Bons plans : Surveillez les cavistes de quartier ou les sites spécialisés (type Lavinia, Rue du Commerce, Nicolas) pour dénicher des références régionales peu diffusées.

Au-delà des Alpes : d’autres pistes à explorer

  • Côtes de Gascogne blancs (cépages gros manseng, colombard) : simplicité, fruits exotiques et prix doux, parfaits pour apéritifs au fromage chaud.
  • Txakoli basque : acidulé, légèrement perlant, un accord décoiffant sur les croquettes de fromage ibériques.
  • Piquepoul de Pinet (Languedoc) : tranchant, salinité, cœur d’artichaut, parfait sur une tartiflette allégée.

La météo et la saison : ne négligez pas le contexte !

Un plat de fromage chaud n’a pas la même saveur selon que la fenêtre ruisselle de pluie en janvier ou qu’un petit air frais souffle sur la terrasse en mai. Adaptez la puissance et la structure du vin blanc au contexte : plus il fait frais, plus on peut oser les blancs structurés et riches. À la fonte du printemps, préférez la vivacité cristalline.

Oser, tester, inventer : à chacun son « presque parfait »

Les meilleures découvertes naissent parfois d’une association inattendue : un vieux sauvignon sur un gratin doré, un sylvaner alsacien pour une gratinée lyonnaise, ou un petit blanc catalan oublié dont la fraîcheur assagit un fromage fondu. L’important : écouter ses papilles, bien accorder la température de service (ni trop glacé, ni tiède), et ouvrir l’esprit… comme la bouteille.

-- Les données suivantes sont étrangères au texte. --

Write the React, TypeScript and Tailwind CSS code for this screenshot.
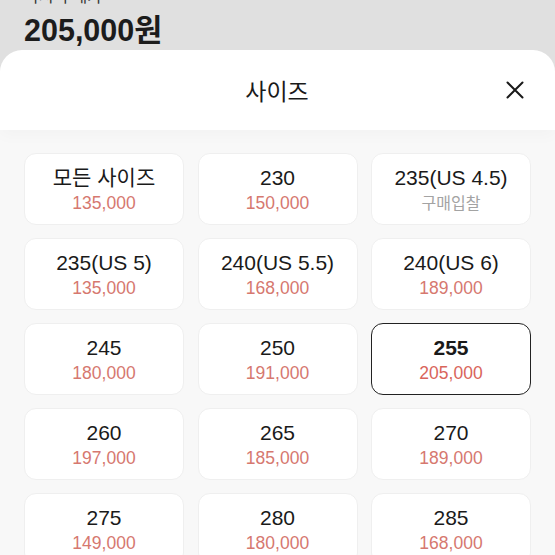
import React from 'react';

type Size = { label: string; price: string | null };

const sizes: Size[] = [
  { label: '모든 사이즈', price: '135,000' },
  { label: '230', price: '150,000' },
  { label: '235(US 4.5)', price: null },
  { label: '235(US 5)', price: '135,000' },
  { label: '240(US 5.5)', price: '168,000' },
  { label: '240(US 6)', price: '189,000' },
  { label: '245', price: '180,000' },
  { label: '250', price: '191,000' },
  { label: '255', price: '205,000' },
  { label: '260', price: '197,000' },
  { label: '265', price: '185,000' },
  { label: '270', price: '189,000' },
  { label: '275', price: '149,000' },
  { label: '280', price: '180,000' },
  { label: '285', price: '168,000' },
];

const SELECTED = '255';

function SizeCard({ size }: { size: Size }) {
  const active = size.label === SELECTED;
  return (
    <button
      className={
        active
          ? 'h-[72px] rounded-[12px] bg-white border-[1.5px] border-[#222] flex flex-col items-center justify-center pt-[2px]'
          : 'h-[72px] rounded-[12px] bg-white border border-[#efefef] flex flex-col items-center justify-center pt-[2px]'
      }
    >
      <span
        className={
          active
            ? 'text-[21px] leading-[27px] font-bold text-[#1a1a1a]'
            : 'text-[21px] leading-[27px] text-[#1a1a1a]'
        }
      >
        {size.label}
      </span>
      {size.price ? (
        <span
          className={
            active
              ? 'text-[17.5px] leading-[25px] font-medium text-[#d9655b]'
              : 'text-[17.5px] leading-[25px] text-[#d6786f]'
          }
        >
          {size.price}
        </span>
      ) : (
        <span className="text-[16px] leading-[25px] text-[#a3a3a3]">구매입찰</span>
      )}
    </button>
  );
}

export default function App() {
  return (
    <div
      className="h-[555px] w-[555px] overflow-hidden bg-[#e0e0e0] flex flex-col"
      style={{ fontFamily: '"Liberation Sans", "Noto Sans CJK KR", sans-serif' }}
    >
      <div className="h-[50px] px-6 shrink-0">
        <p className="-mt-[13px] text-[16px] leading-[20px] text-[#333]">즉시 구매가</p>
        <p className="mt-[5px] text-[30.5px] leading-[36px] font-bold text-[#1c1c1c]">205,000원</p>
      </div>

      <div className="flex-1 bg-white rounded-t-[22px] flex flex-col overflow-hidden">
        <div className="h-[80px] shrink-0 flex items-center justify-between pl-[30px] pr-[31px] relative z-10 shadow-[0_6px_14px_rgba(0,0,0,0.025)]">
          <div className="w-[18px]" />
          <h2 className="text-[23px] text-[#1a1a1a]" style={{ fontFamily: '"Noto Sans CJK KR", sans-serif' }}>
            사이즈
          </h2>
          <svg width="18" height="18" viewBox="0 0 18 18" fill="none" stroke="#1a1a1a" strokeWidth="2" strokeLinecap="round">
            <path d="M1.5 1.5L16.5 16.5M16.5 1.5L1.5 16.5" />
          </svg>
        </div>

        <div className="flex-1 bg-[#f8f8f8] px-6 pt-[23px]">
          <div className="grid grid-cols-3 gap-x-[13.5px] gap-y-[13px]">
            {sizes.map((s) => (
              <SizeCard key={s.label} size={s} />
            ))}
          </div>
        </div>
      </div>
    </div>
  );
}
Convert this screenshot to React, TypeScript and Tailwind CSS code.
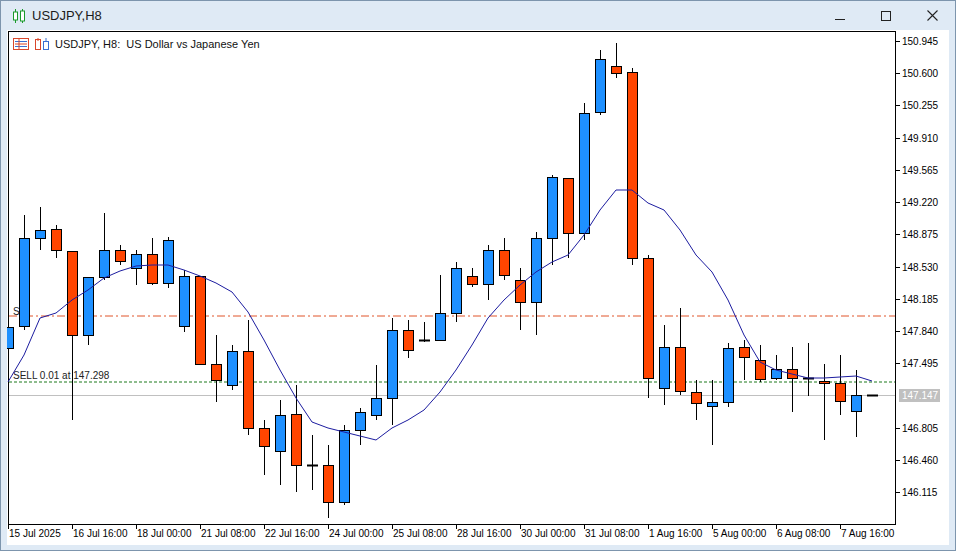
import React from "react";

type C = [number, string, number, number, number, number]; // x, color(b/r/d), bodyTop, bodyBot, wickTop, wickBot
const candles: C[] = [
  [8, "b", 327, 348, 320, 350],
  [24, "b", 238, 326, 215, 330],
  [40, "b", 230, 238, 207, 250],
  [56, "r", 229, 250, 225, 258],
  [72, "r", 251, 335, 251, 420],
  [88, "b", 277, 335, 277, 345],
  [104, "b", 250, 277, 213, 280],
  [120, "r", 250, 261, 245, 265],
  [136, "b", 254, 268, 250, 285],
  [152, "r", 254, 283, 238, 285],
  [168, "b", 240, 283, 237, 288],
  [184, "b", 276, 326, 270, 332],
  [200, "r", 276, 364, 276, 364],
  [216, "r", 364, 380, 335, 402],
  [232, "b", 351, 385, 345, 390],
  [248, "r", 351, 428, 320, 435],
  [264, "r", 428, 446, 420, 475],
  [280, "b", 415, 451, 400, 485],
  [296, "r", 414, 465, 385, 492],
  [312, "d", 465, 465, 435, 490],
  [328, "r", 465, 502, 445, 518],
  [344, "b", 430, 502, 425, 505],
  [360, "b", 412, 430, 408, 445],
  [376, "b", 398, 415, 365, 420],
  [392, "b", 330, 398, 318, 425],
  [408, "r", 330, 350, 320, 358],
  [424, "d", 340, 340, 322, 342],
  [440, "b", 313, 340, 275, 340],
  [456, "b", 268, 313, 262, 322],
  [472, "r", 276, 284, 268, 287],
  [488, "b", 250, 284, 245, 300],
  [504, "r", 250, 275, 238, 280],
  [520, "r", 280, 302, 268, 330],
  [536, "b", 238, 302, 232, 335],
  [552, "b", 177, 238, 175, 265],
  [568, "r", 178, 233, 178, 258],
  [584, "b", 113, 233, 103, 240],
  [600, "b", 59, 112, 50, 115],
  [616, "r", 66, 73, 43, 78],
  [632, "r", 72, 258, 68, 265],
  [648, "r", 258, 378, 255, 398],
  [664, "b", 347, 388, 325, 405],
  [680, "r", 347, 391, 308, 395],
  [696, "r", 392, 403, 380, 420],
  [712, "b", 402, 406, 380, 445],
  [728, "b", 348, 402, 343, 407],
  [744, "r", 347, 357, 340, 380],
  [760, "r", 360, 379, 345, 382],
  [776, "b", 369, 378, 355, 380],
  [792, "r", 369, 378, 347, 412],
  [808, "d", 378, 378, 343, 396],
  [824, "r", 381, 383, 364, 440],
  [840, "r", 383, 401, 355, 415],
  [856, "b", 395, 411, 370, 437],
  [872, "d", 395, 395, 395, 395],
];

const ma = "8,382 24,355 40,318 56,313 72,300 88,290 104,278 120,271 136,266 152,265 168,265 184,270 200,276 216,283 232,292 248,312 264,340 280,370 296,398 312,422 328,428 344,432 360,436 376,440 392,428 408,420 424,410 440,392 456,370 472,345 488,318 504,300 520,285 536,272 552,262 568,255 584,235 600,210 616,190 632,190 648,203 664,210 680,230 696,255 712,272 728,300 744,335 760,362 776,370 792,374 808,378 824,378 840,377 856,376 872,381";

const prices: [string, number][] = [
  ["150.945", 41], ["150.600", 73], ["150.255", 105], ["149.910", 138], ["149.565", 170],
  ["149.220", 202], ["148.875", 234], ["148.530", 267], ["148.185", 299], ["147.840", 331],
  ["147.495", 363], ["146.805", 428], ["146.460", 460], ["146.115", 492],
];
const dates: [string, number][] = [
  ["15 Jul 2025", 8], ["16 Jul 16:00", 72], ["18 Jul 00:00", 136], ["21 Jul 08:00", 200],
  ["22 Jul 16:00", 264], ["24 Jul 00:00", 328], ["25 Jul 08:00", 392], ["28 Jul 16:00", 456],
  ["30 Jul 00:00", 520], ["31 Jul 08:00", 584], ["1 Aug 16:00", 648], ["5 Aug 00:00", 712],
  ["6 Aug 08:00", 776], ["7 Aug 16:00", 840],
];

export default function App() {
  return (
    <div className="w-[956px] h-[551px] bg-[#dfeaf5] border border-[#7d95ad] flex flex-col" style={{ fontFamily: "'Liberation Sans', Arial, sans-serif" }}>
      <div className="h-[29px] flex items-center pl-[11px] shrink-0">
        <svg width="14" height="16" viewBox="0 0 14 16" className="mr-[6px]">
          <line x1="3.5" y1="1" x2="3.5" y2="15" stroke="#1a9a2a" />
          <rect x="1.5" y="4" width="4" height="8" fill="#fff" stroke="#1a9a2a" />
          <line x1="10.5" y1="1" x2="10.5" y2="15" stroke="#1a9a2a" />
          <rect x="8.5" y="3" width="4" height="10" fill="#fff" stroke="#1a9a2a" />
        </svg>
        <span className="text-[13px] text-[#1b1b1b]">USDJPY,H8</span>
        <div className="ml-auto flex items-center">
          <span className="w-[46px] flex justify-center"><span className="block w-[10px] h-px bg-[#222] mt-[8px]" /></span>
          <span className="w-[46px] flex justify-center"><span className="block w-[10px] h-[10px] border border-[#222]" /></span>
          <span className="w-[46px] flex justify-center">
            <svg width="11" height="11" viewBox="0 0 11 11"><path d="M0.5 0.5L10.5 10.5M10.5 0.5L0.5 10.5" stroke="#222" strokeWidth="1.1" /></svg>
          </span>
        </div>
      </div>
      <div className="relative mx-[6px] h-[515px] bg-white">
        <svg className="absolute inset-0" width="941" height="515" viewBox="7 30 941 515" style={{ fontFamily: "'Liberation Sans', Arial, sans-serif" }}>
          {/* axis box */}
          <rect x="8.5" y="31.5" width="887" height="493" fill="none" stroke="#000" />
          {/* level lines */}
          <line x1="9" y1="316" x2="895" y2="316" stroke="#e0552a" strokeDasharray="8 3 2 3" />
          <line x1="9" y1="382" x2="895" y2="382" stroke="#1d7a1d" strokeDasharray="3 2" />
          <line x1="9" y1="395.5" x2="895" y2="395.5" stroke="#c0c0c0" />
          <text x="13" y="315" fontSize="10" fill="#222">S</text>
          <text x="13" y="379" fontSize="10" fill="#222">SELL 0.01 at 147.298</text>
          {/* candles */}
          {candles.map(([x, c, bt, bb, wt, wb], i) => (
            <g key={i}>
              <line x1={x + 0.5} y1={wt} x2={x + 0.5} y2={wb} stroke="#000" />
              {c === "d" ? (
                <line x1={x - 5} y1={bt + 0.5} x2={x + 6} y2={bt + 0.5} stroke="#000" strokeWidth="2" />
              ) : (
                <rect x={x - 4.5} y={bt + 0.5} width="10" height={Math.max(bb - bt, 2)} fill={c === "b" ? "#1e90ff" : "#ff4500"} stroke="#000" />
              )}
            </g>
          ))}
          <polyline points={ma} fill="none" stroke="#1c1ca0" strokeWidth="1" />
          {/* price axis */}
          {prices.map(([t, y]) => (
            <g key={t}>
              <line x1="895" y1={y + 0.5} x2="900" y2={y + 0.5} stroke="#000" />
              <text x="902" y={y + 4} fontSize="10" fill="#000">{t}</text>
            </g>
          ))}
          <rect x="899" y="389" width="41" height="13" fill="#c0c0c0" />
          <text x="902" y="399" fontSize="10" fill="#fff">147.147</text>
          {/* time axis */}
          {dates.map(([t, x]) => (
            <g key={t}>
              <line x1={x + 0.5} y1="524" x2={x + 0.5} y2="529" stroke="#000" />
              <text x={x + 1} y="537" fontSize="10" fill="#000">{t}</text>
            </g>
          ))}
        </svg>
        <div className="absolute left-[6px] top-[6px] flex items-center gap-[5px] text-[11px] text-[#111]">
          <svg width="16" height="12" viewBox="0 0 16 12">
            <rect x="0.5" y="0.5" width="15" height="11" fill="#fff" stroke="#d9472b" />
            <line x1="2" y1="3.5" x2="14" y2="3.5" stroke="#3b6fd1" />
            <line x1="2" y1="6" x2="14" y2="6" stroke="#d9472b" />
            <line x1="2" y1="8.5" x2="14" y2="8.5" stroke="#3b6fd1" />
            <line x1="6" y1="1" x2="6" y2="11" stroke="#d9472b" />
          </svg>
          <svg width="16" height="13" viewBox="0 0 16 13">
            <rect x="1.5" y="1.5" width="5" height="10" fill="#fff" stroke="#d9472b" />
            <rect x="9.5" y="3.5" width="5" height="8" fill="#fff" stroke="#3b6fd1" />
            <line x1="4" y1="0" x2="4" y2="3" stroke="#d9472b" />
            <line x1="12" y1="0" x2="12" y2="4" stroke="#3b6fd1" />
          </svg>
          <span>USDJPY, H8:&nbsp; US Dollar vs Japanese Yen</span>
        </div>
      </div>
    </div>
  );
}
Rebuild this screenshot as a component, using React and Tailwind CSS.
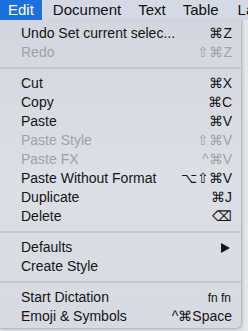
import React from "react";

const items = [
  { label: "Undo Set current selec...", key: "⌘Z" },
  { label: "Redo", key: "⇧⌘Z", off: true },
  { sep: true },
  { label: "Cut", key: "⌘X" },
  { label: "Copy", key: "⌘C" },
  { label: "Paste", key: "⌘V" },
  { label: "Paste Style", key: "⇧⌘V", off: true },
  { label: "Paste FX", key: "^⌘V", off: true },
  { label: "Paste Without Format", key: "⌥⇧⌘V" },
  { label: "Duplicate", key: "⌘J" },
  { label: "Delete", key: "⌫" },
  { sep: true },
  { label: "Defaults", arrow: true },
  { label: "Create Style" },
  { sep: true },
  { label: "Start Dictation", key: "fn fn", small: true },
  { label: "Emoji & Symbols", key: "^⌘Space" },
];

export default function App() {
  return (
    <div className="w-[248px] h-[331px] overflow-hidden bg-[#e4e6eb] font-['Liberation_Sans',Arial,sans-serif]">
      <div className="flex h-[20px] items-center bg-[#d5d9e5] text-[15px] text-[#111] whitespace-nowrap">
        <div className="shrink-0 h-full px-[8px] flex items-center bg-[#1c6fdc] text-white">Edit</div>
        <div className="shrink-0 pl-[11px]">Document</div>
        <div className="shrink-0 pl-[17px]">Text</div>
        <div className="shrink-0 pl-[17px]">Table</div>
        <div className="shrink-0 pl-[19px]">La</div>
      </div>
      <div className="w-[242px] h-[309px] rounded-br-[6px] border-r border-b border-[#b9bcc2] bg-gradient-to-b from-[#d3d6de] via-[#dcdfe6] to-[#d7dae1] pt-[4px] shadow-[1px_1px_3px_rgba(0,0,0,0.15)]">
        {items.map((it, i) =>
          it.sep ? (
            <div key={i} className="h-[12px] flex items-center">
              <div className="h-[2px] w-full bg-[#c6c9d0]" />
            </div>
          ) : (
            <div
              key={i}
              className={`h-[19px] flex items-center justify-between pl-[21px] pr-[9px] text-[14px] ${it.off ? "text-[#9fa2a8]" : "text-[#151515]"}`}
            >
              <span>{it.label}</span>
              {it.arrow ? (
                <svg width="9" height="10" viewBox="0 0 9 10" className="mr-[2px]">
                  <path d="M0 0 L9 5 L0 10 Z" fill="#151515" />
                </svg>
              ) : (
                <span className={it.small ? "text-[12px] pr-[1px]" : ""}>{it.key}</span>
              )}
            </div>
          )
        )}
      </div>
    </div>
  );
}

Chez les cavistes, n’hésitez jamais à demander un conseil avec précision (et sans complexe), en décrivant le plat, le fromage principal, la saison. La curiosité, en matière de fromage comme de vin blanc, est toujours récompensée. Alors, prochaine raclette : osera-t-on un vin du Jura, un chenin sec ou une bulle inattendue ?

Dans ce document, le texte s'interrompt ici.